When the light starts to come on, I might get a response like this: “Oh, yeah, you mean like fiberglass?” Or “My friend put a fancy carbon fiber hood on his Honda tuner car. Cool weave pattern.” Me: “Yes, but much stronger, stiffer and higher tech than that.” And the conversation goes on from there, assuming they like talking about engineering things. Otherwise, we change the subject to sports or the weather, where we can both be experts.

It can be tough to explain what we do. I give my wife a lot of credit. Back when we first met and there was that spark that piqued her interest, she did what any rational woman would do to check me out — she looked me up on Google. Luckily, I have 
a name that isn’t that common, so my results don’t get mixed up with those from others. “Okay, you’re legit,” she says. “You have 
a lot of pages on Google, so that’s pretty cool.” She was especially impressed that an article I wrote for Composites Technology got quoted in The Hemp Report. Of course, I was writing about industrial hemp, as well as jute, flax and other natural fibers used in composites. Since then, she’s learned a lot more about composites and has been in a few composites-related facilities. So, when we pull up beside a new Corvette Stingray, I can say, “That car has a carbon fiber hood,” to which she replies, “How can you tell? Carbon fiber is black, and that car is painted red.”

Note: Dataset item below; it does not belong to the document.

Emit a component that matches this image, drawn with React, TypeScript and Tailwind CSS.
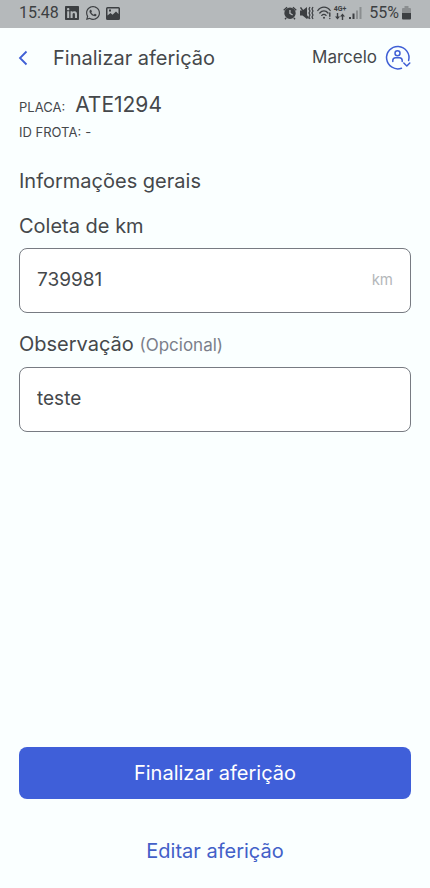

And therein lies a big part of our public-relations problem with composites. Other than a few woven, clearcoated parts
 on sports cars, we jump through hoops to make composites
 look like something else, or put them where no one can see them. SMC and carbon fiber automotive panels must have the same smoothness as stamped steel or aluminum, so we can paint them to match the metal parts. Most carbon fiber automobile structure is hidden beneath cosmetic panels. Extruded composite decking must look like wood. We make special grades of SMC and BMC that, when molded, look like granite or natural stone, for use in building panels or grill shelves. Pultruded composite profiles mimic the metal parts they replace, and are often buried under concrete in roads and bridges or inside walls. Most composite bicycle frames, tennis racquets, fishing poles and golf shafts are painted to hide the composite laminate within. And, to most people, the Boeing 787 Dreamliner and the Airbus A350 XWB look no different than aircraft with aluminum wings and fuselages. No wonder people aren’t familiar with composites! Wouldn’t these airplanes really make a statement if they were clearcoated with a twill fabric exposed? That would make people take notice!

The public is very familiar with BMW, Ford, Airbus, Boeing, DuPont and Dow Chemical Co., but it is usually for reasons other than composites. US Steel and Alcoa are well known, and they are for the materials they make. Unless they’re composites insiders, however, how much do people know about Hexcel or TenCate Advanced Composites, two of our industry’s significant materials suppliers?

Somehow, as an industry, we need to develop a collective public relations campaign to create more awareness of composites and the benefits they bring to our roads, our homes, our recreation and our skies. It would sure make explaining what we do a lot easier.